Source data:
◇ ◇ ◇ ◇ ◇

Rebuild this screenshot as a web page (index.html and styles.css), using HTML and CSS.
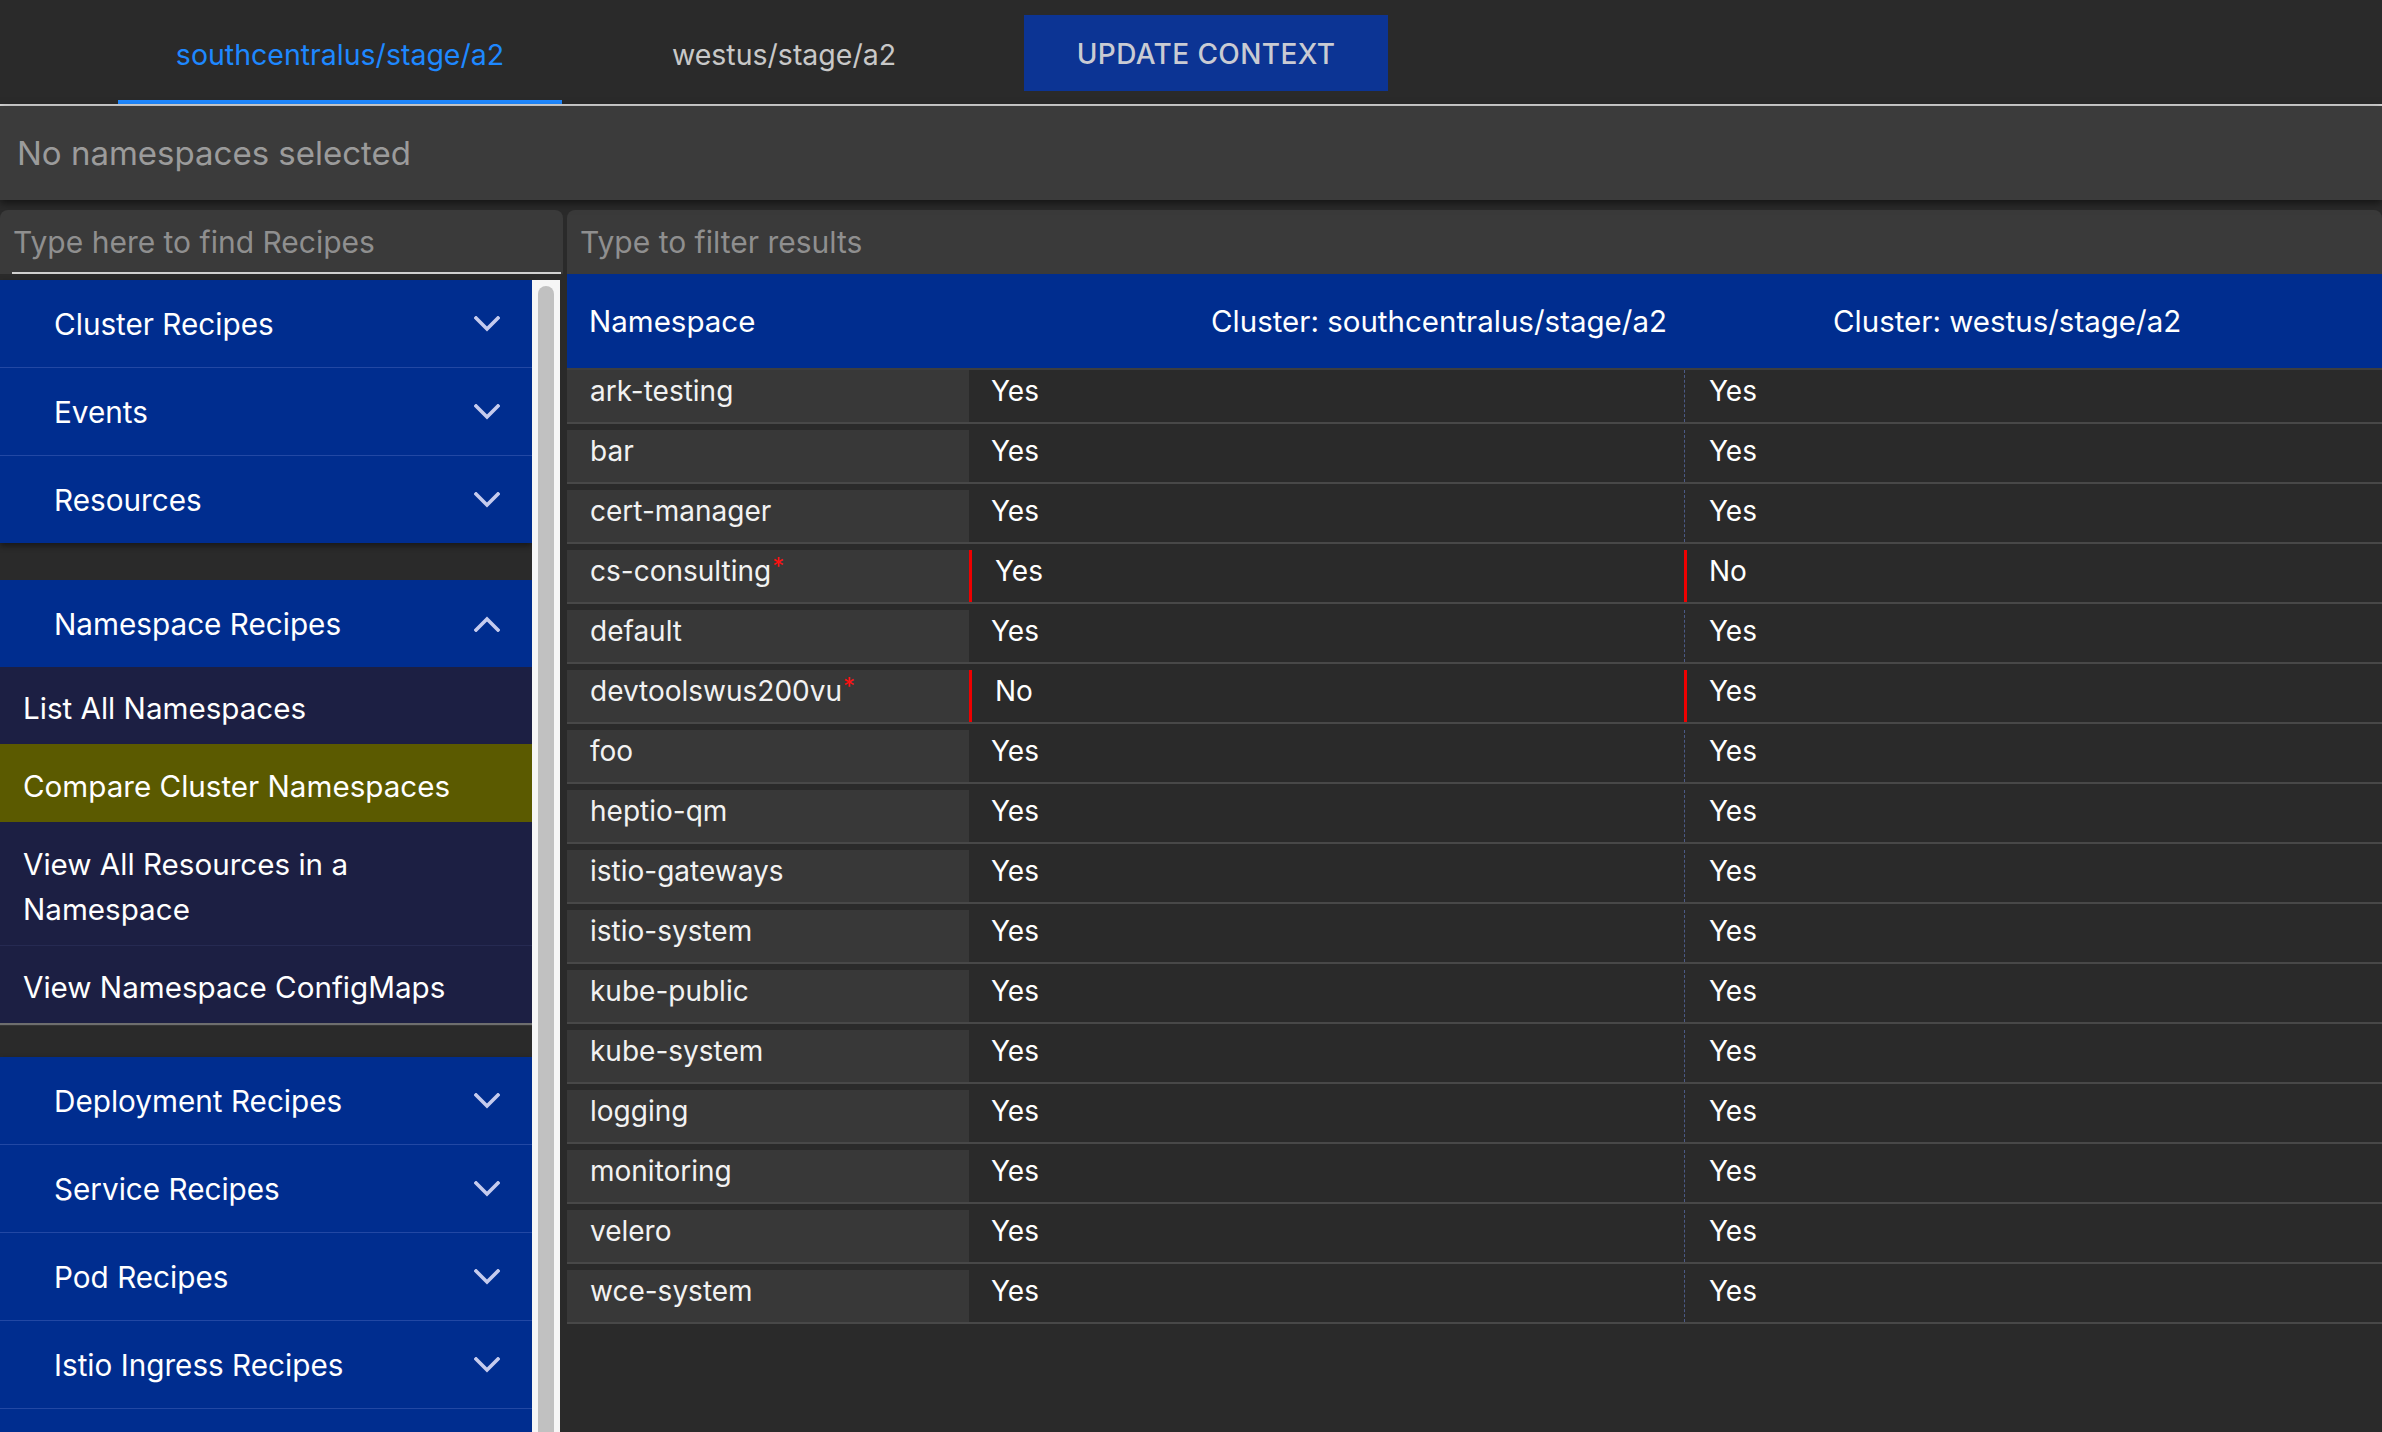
FILE: index.html
```html
<!DOCTYPE html>
<html>
<head>
<meta charset="utf-8">
<link rel="stylesheet" href="styles.css">
</head>
<body>
<header class="topbar">
  <nav class="tabs">
    <div class="tab active">southcentralus/stage/a2</div>
    <div class="tab">westus/stage/a2</div>
  </nav>
  <button class="update">UPDATE CONTEXT</button>
</header>
<div class="banner">No namespaces selected</div>
<main class="main">
  <aside class="left">
    <div class="search"><span class="ph">Type here to find Recipes</span></div>
    <div class="sidebar-wrap">
      <div class="sidebar">
        <div class="group">
          <div class="ghead"><span>Cluster Recipes</span><svg class="chev" viewBox="0 0 26 16"><polyline points="2,2 13,13 24,2"/></svg></div>
          <div class="ghead"><span>Events</span><svg class="chev" viewBox="0 0 26 16"><polyline points="2,2 13,13 24,2"/></svg></div>
          <div class="ghead"><span>Resources</span><svg class="chev" viewBox="0 0 26 16"><polyline points="2,2 13,13 24,2"/></svg></div>
        </div>
        <div class="group open">
          <div class="ghead"><span>Namespace Recipes</span><svg class="chev" viewBox="0 0 26 16"><polyline points="2,14 13,3 24,14"/></svg></div>
          <div class="sub">
            <div class="item">List All Namespaces</div>
            <div class="item selected">Compare Cluster Namespaces</div>
            <div class="item">View All Resources in a<br>Namespace</div>
            <div class="item">View Namespace ConfigMaps</div>
          </div>
        </div>
        <div class="group">
          <div class="ghead"><span>Deployment Recipes</span><svg class="chev" viewBox="0 0 26 16"><polyline points="2,2 13,13 24,2"/></svg></div>
          <div class="ghead"><span>Service Recipes</span><svg class="chev" viewBox="0 0 26 16"><polyline points="2,2 13,13 24,2"/></svg></div>
          <div class="ghead"><span>Pod Recipes</span><svg class="chev" viewBox="0 0 26 16"><polyline points="2,2 13,13 24,2"/></svg></div>
          <div class="ghead"><span>Istio Ingress Recipes</span><svg class="chev" viewBox="0 0 26 16"><polyline points="2,2 13,13 24,2"/></svg></div>
          <div class="ghead empty"></div>
        </div>
      </div>
      <div class="scrollbar"><div class="thumb"></div></div>
    </div>
  </aside>
  <section class="right">
    <div class="filter"><span class="ph">Type to filter results</span></div>
    <div class="table">
      <div class="thead">
        <div class="th">Namespace</div>
        <div class="th">Cluster: southcentralus/stage/a2</div>
        <div class="th">Cluster: westus/stage/a2</div>
      </div>
      <div class="row"><div class="name">ark-testing</div><div class="c2">Yes</div><div class="c3">Yes</div></div>
      <div class="row"><div class="name">bar</div><div class="c2">Yes</div><div class="c3">Yes</div></div>
      <div class="row"><div class="name">cert-manager</div><div class="c2">Yes</div><div class="c3">Yes</div></div>
      <div class="row diff"><div class="name">cs-consulting<span class="req">*</span></div><div class="c2">Yes</div><div class="c3">No</div></div>
      <div class="row"><div class="name">default</div><div class="c2">Yes</div><div class="c3">Yes</div></div>
      <div class="row diff"><div class="name">devtoolswus200vu<span class="req">*</span></div><div class="c2">No</div><div class="c3">Yes</div></div>
      <div class="row"><div class="name">foo</div><div class="c2">Yes</div><div class="c3">Yes</div></div>
      <div class="row"><div class="name">heptio-qm</div><div class="c2">Yes</div><div class="c3">Yes</div></div>
      <div class="row"><div class="name">istio-gateways</div><div class="c2">Yes</div><div class="c3">Yes</div></div>
      <div class="row"><div class="name">istio-system</div><div class="c2">Yes</div><div class="c3">Yes</div></div>
      <div class="row"><div class="name">kube-public</div><div class="c2">Yes</div><div class="c3">Yes</div></div>
      <div class="row"><div class="name">kube-system</div><div class="c2">Yes</div><div class="c3">Yes</div></div>
      <div class="row"><div class="name">logging</div><div class="c2">Yes</div><div class="c3">Yes</div></div>
      <div class="row"><div class="name">monitoring</div><div class="c2">Yes</div><div class="c3">Yes</div></div>
      <div class="row"><div class="name">velero</div><div class="c2">Yes</div><div class="c3">Yes</div></div>
      <div class="row"><div class="name">wce-system</div><div class="c2">Yes</div><div class="c3">Yes</div></div>
    </div>
  </section>
</main>
</body>
</html>
```
FILE: styles.css
```css
* { box-sizing: border-box; }
html, body { margin: 0; padding: 0; }
body {
  background: #2a2a2a;
  font-family: "Inter", "Roboto", "Liberation Sans", sans-serif;
  color: #fff;
  width: 2382px;
  height: 1432px;
  overflow: hidden;
}

/* top bar */
.topbar {
  height: 106px;
  display: flex;
  align-items: center;
  padding-left: 118px;
  border-bottom: 2px solid #d6d6d6;
  background: #2a2a2a;
}
.tabs { display: flex; height: 104px; }
.tab {
  width: 444px;
  height: 104px;
  display: flex;
  align-items: center;
  justify-content: center;
  font-size: 28.5px;
  color: #c8c8c8;
  padding-top: 4px;
}
.tab.active {
  color: #1e88ff;
  border-bottom: 4px solid #1e88ff;
  padding-top: 8px;
}
.update {
  margin-left: 18px;
  width: 364px;
  height: 76px;
  background: #0c3494;
  border: none;
  color: #c9cbd3;
  font-family: inherit;
  font-size: 28px;
  font-weight: 500;
  letter-spacing: 0.4px;
  margin-top: 2px;
  padding: 2px 0 0;
}

/* banner */
.banner {
  height: 94px;
  background: #3b3b3b;
  color: #9b9b9b;
  font-size: 33px;
  display: flex;
  align-items: center;
  padding-left: 17px;
  box-shadow: 0 3px 8px rgba(0,0,0,0.55);
  position: relative;
}

/* main */
.main {
  display: flex;
  gap: 4px;
  margin-top: 10px;
}
.left { width: 563px; flex: none; }
.search {
  height: 64px;
  background: #3a3a3a;
  border-radius: 8px 8px 0 0;
  padding: 0 0 0 13px;
  display: flex;
  align-items: center;
  position: relative;
}
.search::after {
  content: "";
  position: absolute;
  left: 12px;
  right: 2px;
  bottom: 0;
  height: 2px;
  background: #d0d0d0;
}
.ph { color: #8f8f8f; font-size: 30px; }

.sidebar-wrap {
  display: flex;
  margin-top: 6px;
  width: 560px;
  height: 1160px;
}
.sidebar { width: 532px; flex: none; }
.scrollbar {
  width: 28px;
  flex: none;
  background: #f6f6f6;
  padding: 6px 6px 0 6px;
}
.thumb {
  height: 1200px;
  background: #c1c1c1;
  border-radius: 8px;
}

.group {
  background: #002d8f;
  box-shadow: 0 3px 6px rgba(0,0,0,0.45);
}
.group + .group { margin-top: 37px; }
.group.open + .group { margin-top: 34px; }
.group.open { box-shadow: 0 2px 1px rgba(140,140,140,0.7); }
.ghead {
  height: 88px;
  display: flex;
  align-items: center;
  justify-content: space-between;
  padding: 0 32px 0 54px;
  font-size: 29.7px;
  border-top: 1px solid #2248a4;
}
.ghead:first-child { border-top: none; height: 87px; }
.chev {
  width: 26px;
  height: 16px;
  fill: none;
  stroke: #c5cbee;
  stroke-width: 3.6;
  stroke-linecap: square;
}
.sub { background: #1c1f43; }
.item {
  padding: 19px 20px 13px 23px;
  line-height: 45px;
  font-size: 29.6px;
  border-top: 1px solid #262a52;
}
.item:first-child { border-top: none; }
.item.selected { background: #5b5a00; border-top-color: #5b5a00; }
.item.selected + .item { border-top-color: #1c1f43; }

/* right */
.right { flex: 1; min-width: 0; }
.filter {
  height: 64px;
  background: #3a3a3a;
  border-radius: 8px 8px 0 0;
  padding-left: 13px;
  display: flex;
  align-items: center;
}
.thead {
  display: grid;
  grid-template-columns: 622px 622px 1fr;
  height: 96px;
  background: #002d8f;
  align-items: center;
  border-bottom: 2px solid #3e3e3e;
}
.th { padding-left: 22px; font-size: 29.5px; }
.row {
  display: grid;
  grid-template-columns: 402px 715px 1fr;
  height: 54px;
  border-bottom: 2px solid #484848;
  margin-bottom: 6px;
  font-size: 28px;
  line-height: 36px;
}
.row > div { padding-top: 3px; }
.name {
  background: #383838;
  padding-left: 23px;
  color: #f2f2f2;
}
.c2 {
  padding-left: 22px;
  color: #fff;
}
.c3 {
  border-left: 1px dashed #4b5a86;
  padding-left: 24px;
  color: #fff;
}
.row.diff .c2 { border-left: 3px solid #ee0000; padding-left: 23px; }
.row.diff .c3 { border-left: 3px solid #ee0000; padding-left: 22px; }
.req {
  color: #ff1111;
  font-size: 24px;
  vertical-align: top;
  line-height: 28px;
  margin-left: 1px;
}
```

◇ ◇ ◇ ◇ ◇

What is asked: List each line holding the string "styles".

Exercise output:
Rebuild this screenshot as a web page (index.html and styles.css), using HTML and CSS.
<link rel="stylesheet" href="styles.css">
FILE: styles.css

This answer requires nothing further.